Heisel notes that 40% of all global carbon dioxide emissions come from the built environment—from the production of construction materials themselves to the operation of buildings. He teaches “circular construction,” which acknowledges that the structures we build today are not going to last forever and plans for their long-term impact on both the environment and economy, taking a holistic perspective, Heisel explains.
“How can we design buildings with the knowledge in mind, that buildings are only in service for a specific amount of time?” he says. “I’m really happy that I get to ask these questions with the first-year students at AAP, to plant the seed of how important these thoughts are.”
Heisel and the 15 students working in the Circular Construction Lab—together with collaborators across four Cornell colleges and several disciplines—are working to discover and cultivate alternative materials and resources to build with from the start. One such project is looking into potential uses for mycelium, the vegetative part of fungi, in creating building materials. The mycelium, Heisel explains, could act as a sort of adhesive that would be used alongside agricultural and other waste products to make new biodegradable building materials. While some team members are growing different strains of mycelium to test for strength and durability, others are developing architectural applications for these potential fungi-based materials.
“The hope is that we can all bring our expertise and meet somewhere in the middle,” Heisel says. “One of the goals is to come up with a matrix that tells us: This type of mushroom strain is ideal for X type of application.”
This project received an Academic Venture Fund grant through the Cornell Atkinson Center over the summer, and Heisel is excited by the team’s early progress. “We’ve made quick decisions, and our collaborators are now cultivating 40 different mycelium strains in petri dishes,” he says, which will then be characterized to find potential candidates for further study.

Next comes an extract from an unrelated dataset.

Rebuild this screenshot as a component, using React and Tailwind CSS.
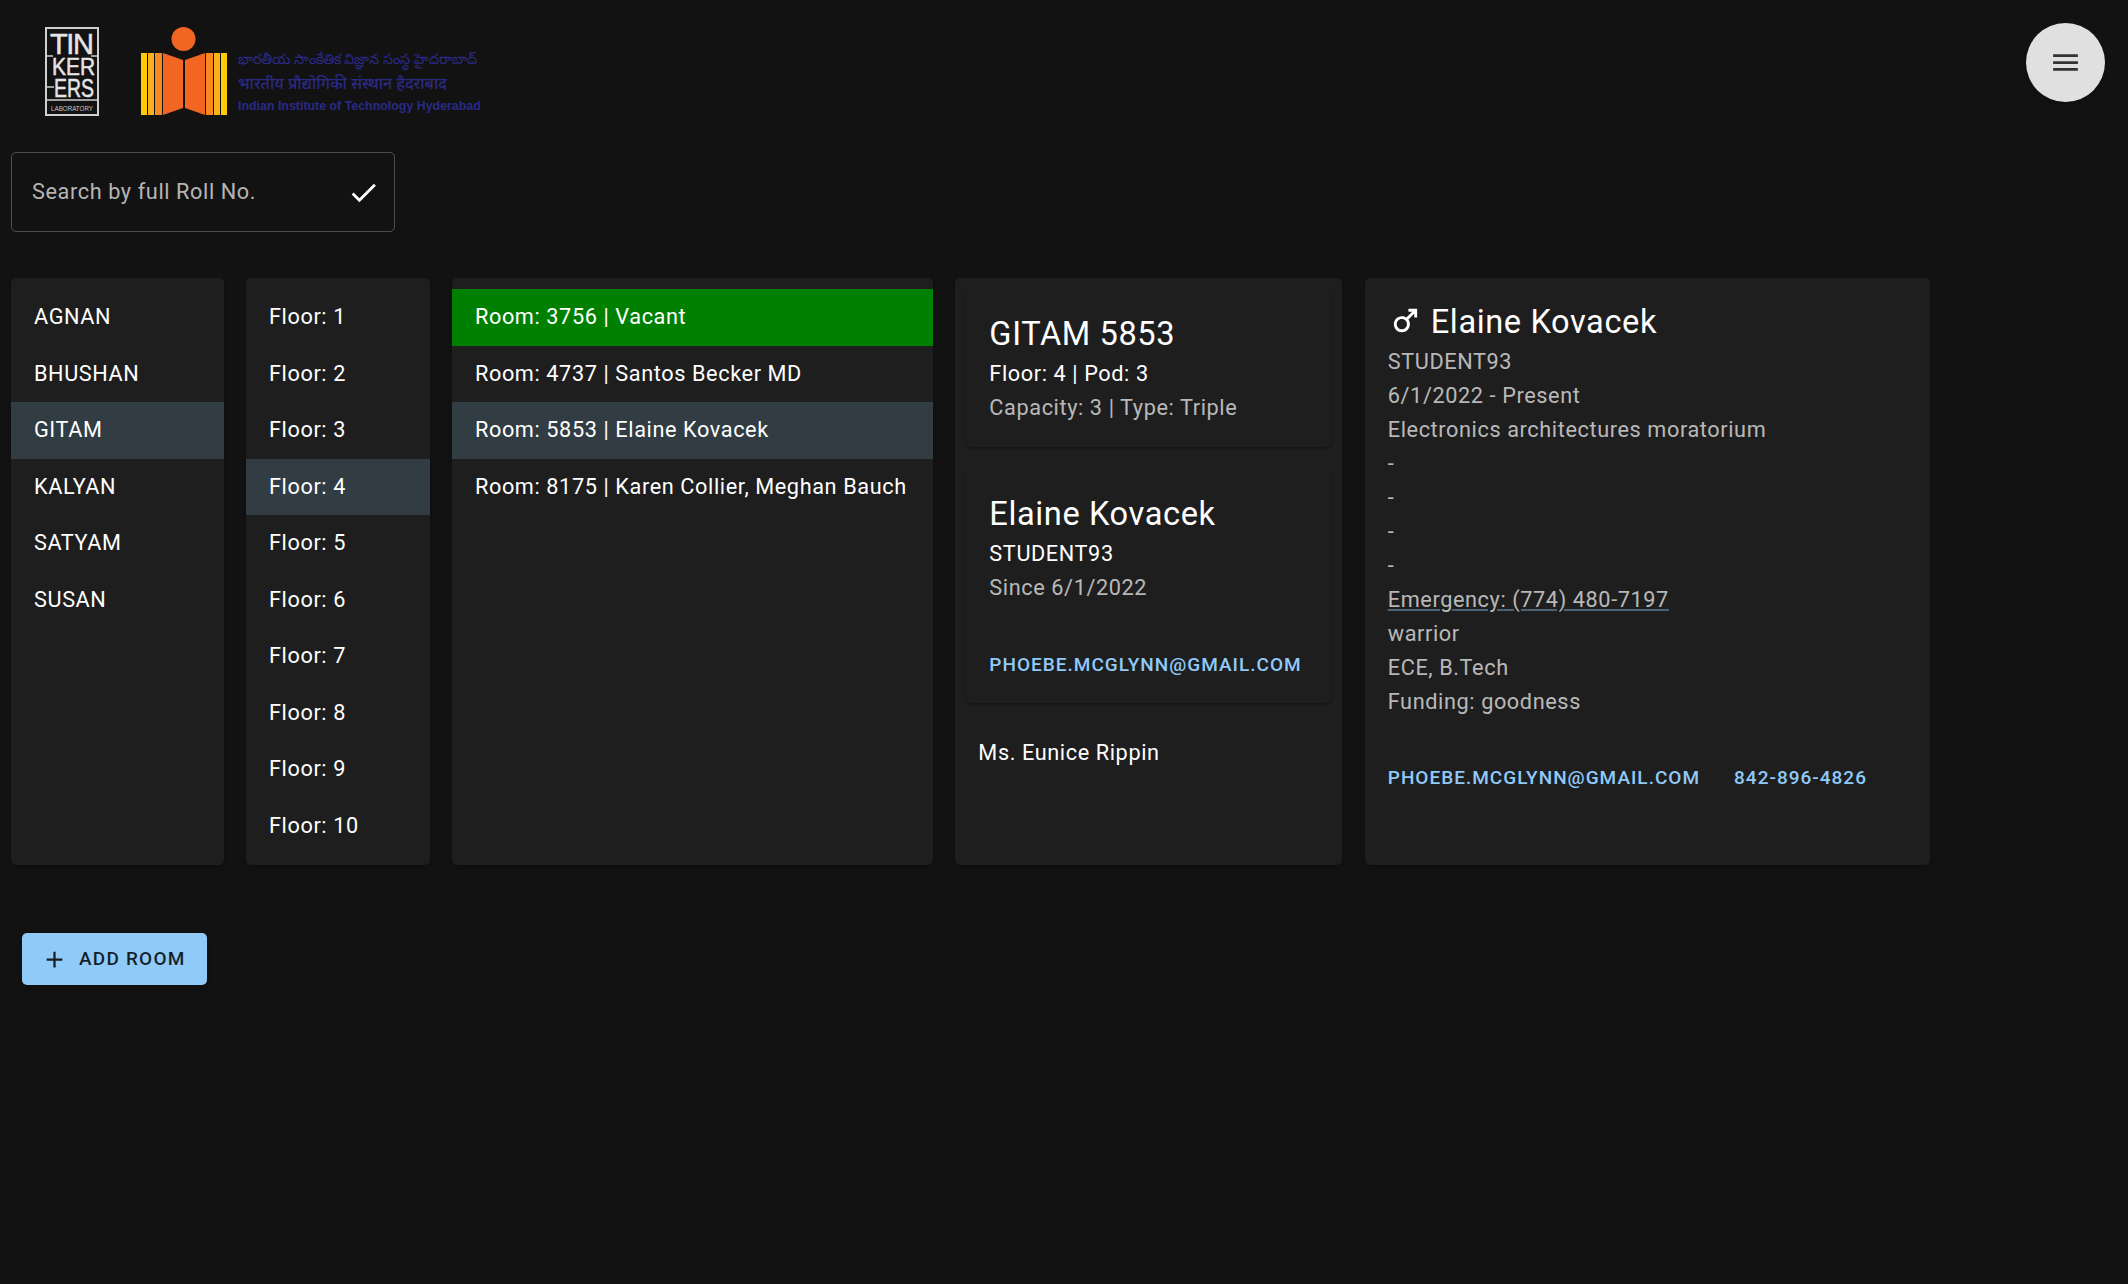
const halls = ["AGNAN", "BHUSHAN", "GITAM", "KALYAN", "SATYAM", "SUSAN"];
const floors = [1, 2, 3, 4, 5, 6, 7, 8, 9, 10];
const rooms = [
  { label: "Room: 3756 | Vacant", className: "bg-[#008000]" },
  { label: "Room: 4737 | Santos Becker MD", className: "" },
  { label: "Room: 5853 | Elaine Kovacek", className: "bg-[#313c43]" },
  { label: "Room: 8175 | Karen Collier, Meghan Bauch", className: "" },
];
const details = [
  "STUDENT93",
  "6/1/2022 - Present",
  "Electronics architectures moratorium",
  "-",
  "-",
  "-",
  "-",
];

function TinkersLogo() {
  return (
    <svg width="54" height="89" viewBox="0 0 54 89" className="shrink-0">
      <rect x="1" y="1" width="52" height="87" fill="none" stroke="#d0d0d0" strokeWidth="2" />
      <g fill="#e4e4e4" stroke="#e4e4e4" strokeWidth="0.5" fontFamily="Liberation Sans, sans-serif">
        <text x="5" y="27" fontSize="29" textLength="44" lengthAdjust="spacing">TIN</text>
        <text x="7" y="48" fontSize="23" textLength="43" lengthAdjust="spacingAndGlyphs">KER</text>
        <text x="9" y="70" fontSize="26" textLength="40" lengthAdjust="spacingAndGlyphs">ERS</text>
      </g>
      <path d="M1 73h52M1 29h7M1 60h8M46 29h7" stroke="#d0d0d0" strokeWidth="1.5" fill="none" />
      <text x="6" y="84" fontSize="7.5" fill="#c8c8c8" fontFamily="Liberation Sans, sans-serif" textLength="42" lengthAdjust="spacingAndGlyphs">LABORATORY</text>
    </svg>
  );
}

function IithLogo() {
  return (
    <svg width="86" height="89" viewBox="0 0 86 89" className="shrink-0">
      <circle cx="42.5" cy="12" r="12" fill="#f26522" />
      <rect x="0" y="26" width="6" height="62" fill="#ffcb05" />
      <rect x="7" y="26" width="6" height="62" fill="#fbb01a" />
      <rect x="14" y="26" width="7" height="62" fill="#f6891f" />
      <rect x="65" y="26" width="7" height="62" fill="#f6891f" />
      <rect x="73" y="26" width="6" height="62" fill="#fbb01a" />
      <rect x="80" y="26" width="6" height="62" fill="#ffcb05" />
      <path d="M22 26 L42 33 V81 L22 88 Z" fill="#f26522" />
      <path d="M64 26 L44 33 V81 L64 88 Z" fill="#f26522" />
    </svg>
  );
}

function ListPanel({ items, selected, width }) {
  return (
    <div className={`${width} h-[587px] shrink-0 rounded-[5px] bg-[#1e1e1e] py-[11px] shadow-md`}>
      {items.map((item) => (
        <div
          key={item}
          className={`flex h-[56.5px] items-center px-[23px] ${item === selected ? "bg-[#313c43]" : ""}`}
        >
          {item}
        </div>
      ))}
    </div>
  );
}

export default function App() {
  return (
    <div className="min-h-screen bg-[#121212] font-['Roboto',sans-serif] text-[21.7px] leading-[34px] tracking-[0.6px] text-white">
      <div className="flex h-[152px] items-start justify-between pr-[23px] pl-[45px] tracking-normal">
        <div className="flex gap-[42px] pt-[27px]">
          <TinkersLogo />
          <div className="flex gap-[11px]">
            <IithLogo />
            <div className="flex flex-col pt-[19px] text-[#2a2a86] font-['Noto_Sans','Liberation_Sans',sans-serif]">
              <div className="text-[14.3px] leading-[25px] font-medium">భారతీయ సాంకేతిక విజ్ఞాన సంస్థ హైదరాబాద్</div>
              <div className="text-[16px] leading-[25px] font-medium">भारतीय प्रौद्योगिकी संस्थान हैदराबाद</div>
              <div className="mt-[2px] text-[12.4px] leading-[17px] font-bold font-['Liberation_Sans',sans-serif]">
                Indian Institute of Technology Hyderabad
              </div>
            </div>
          </div>
        </div>
        <button className="mt-[23px] flex size-[79px] items-center justify-center rounded-full bg-[#e0e0e0] shadow-md">
          <svg viewBox="0 0 24 24" className="size-[33px] fill-[#333333]">
            <path d="M3 18h18v-2H3v2zm0-5h18v-2H3v2zm0-7v2h18V6H3z" />
          </svg>
        </button>
      </div>

      <div className="ml-[11px] flex h-[80px] w-[384px] items-center rounded-[5px] border border-white/25 pr-[14px] pl-[20px]">
        <input
          placeholder="Search by full Roll No."
          className="min-w-0 flex-1 bg-transparent tracking-[0.6px] outline-none placeholder:text-white/70"
        />
        <svg viewBox="0 0 24 24" className="size-[33px] fill-white">
          <path d="M9 16.17 4.83 12l-1.42 1.41L9 19 21 7l-1.41-1.41z" />
        </svg>
      </div>

      <div className="mt-[46px] flex gap-[22.4px] pl-[11px]">
        <ListPanel items={halls} selected="GITAM" width="w-[212.6px]" />
        <ListPanel items={floors.map((f) => `Floor: ${f}`)} selected="Floor: 4" width="w-[183.6px]" />

        <div className="h-[587px] w-[481px] shrink-0 rounded-[5px] bg-[#1e1e1e] py-[11px] shadow-md">
          {rooms.map((room) => (
            <div key={room.label} className={`flex h-[56.5px] items-center px-[23px] ${room.className}`}>
              {room.label}
            </div>
          ))}
        </div>

        <div className="h-[587px] w-[387px] shrink-0 rounded-[5px] bg-[#1e1e1e] px-[11px] py-[11px] shadow-md">
          <div className="h-[158px] rounded-[5px] p-[23px] pt-[22px] shadow-[0_2px_3px_rgba(0,0,0,0.3)]">
            <div className="text-[32.6px] leading-[46px]">GITAM 5853</div>
            <div>Floor: 4 | Pod: 3</div>
            <div className="text-white/70">Capacity: 3 | Type: Triple</div>
          </div>
          <div className="mt-[22px] h-[234px] rounded-[5px] p-[23px] pt-[22px] shadow-[0_2px_3px_rgba(0,0,0,0.3)]">
            <div className="text-[32.6px] leading-[46px]">Elaine Kovacek</div>
            <div>STUDENT93</div>
            <div className="text-white/70">Since 6/1/2022</div>
            <div className="mt-[43px] text-[19px] leading-[34px] font-medium tracking-[1px] text-[#90caf9]">
              PHOEBE.MCGLYNN@GMAIL.COM
            </div>
          </div>
          <div className="mt-[33px] px-[12px]">Ms. Eunice Rippin</div>
        </div>

        <div className="h-[587px] w-[565px] shrink-0 rounded-[5px] bg-[#1e1e1e] px-[23px] pt-[21px] shadow-md">
          <div className="flex items-center gap-[8px] text-[32.6px] leading-[46px]">
            <svg viewBox="0 0 24 24" className="size-[35px] -translate-y-[2px] fill-white">
              <path d="M9.5 11c1.93 0 3.5 1.57 3.5 3.5S11.43 18 9.5 18 6 16.43 6 14.5 7.57 11 9.5 11zm0-2C6.46 9 4 11.46 4 14.5S6.46 20 9.5 20s5.5-2.46 5.5-5.5c0-1.16-.36-2.23-.97-3.12L18 7.42V10h2V4h-6v2h2.58l-3.97 3.97C11.73 9.36 10.66 9 9.5 9z" />
            </svg>
            Elaine Kovacek
          </div>
          <div className="text-white/70">
            {details.map((line, i) => (
              <div key={i}>{line}</div>
            ))}
            <div className="underline decoration-[#90caf9]/40 underline-offset-2">Emergency: (774) 480-7197</div>
            <div>warrior</div>
            <div>ECE, B.Tech</div>
            <div>Funding: goodness</div>
          </div>
          <div className="mt-[42px] flex gap-[34px] text-[19px] leading-[34px] font-medium tracking-[1px] text-[#90caf9]">
            <span>PHOEBE.MCGLYNN@GMAIL.COM</span>
            <span>842-896-4826</span>
          </div>
        </div>
      </div>

      <button className="mt-[68px] ml-[22px] flex h-[52px] w-[185px] items-center gap-[11px] rounded-[5px] bg-[#90caf9] pl-[19px] text-[19px] font-medium tracking-[1.2px] text-black/85 shadow-md">
        <svg viewBox="0 0 24 24" className="size-[27px] fill-current">
          <path d="M19 13h-6v6h-2v-6H5v-2h6V5h2v6h6v2z" />
        </svg>
        ADD ROOM
      </button>
    </div>
  );
}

Heisel also sits on the Circularity, Reuse, and Zero Waste Development (CR0WD) task force, a new collaboration between AAP faculty, experts from across the region and state, and the City of Ithaca. The goal, he says, is to develop new policy strategies that shift away from building demolition and toward building deconstruction. This approach allows many more materials to be salvaged and reused when a building is being repaired or torn down, rather than ending up in a landfill.
“Everyone needs to try to pull together to achieve these goals,” Heisel says, adding that he’s met many like-minded people in Ithaca who are open to trying new things and learning about possibilities. “We can pull out ideas, but we need the support of the whole sector to drive this change,” he says.
All of this exciting research, Heisel adds, is made better not only by radical collaborations across Cornell and Ithaca, but also the exceptional Cornell students he’s met, who are always eager to learn.
“The enthusiasm that we have here in our student body is extremely supportive,” he says. “To have the chance to deal with these young bright minds that are willing and interested to make such bold changes: That is something that motivates me.”
While Heisel acknowledges that much work still needs to be done to make a lasting, tangible difference in the climate crisis, he is encouraged by the students who ask questions and dedicate themselves to learning, the colleagues who spark new ideas, and the community members who are open to change.
“I have the feeling we might be able to do this, to save the planet,” Heisel says. “But nobody will change the world alone. We need everyone to be part of that.”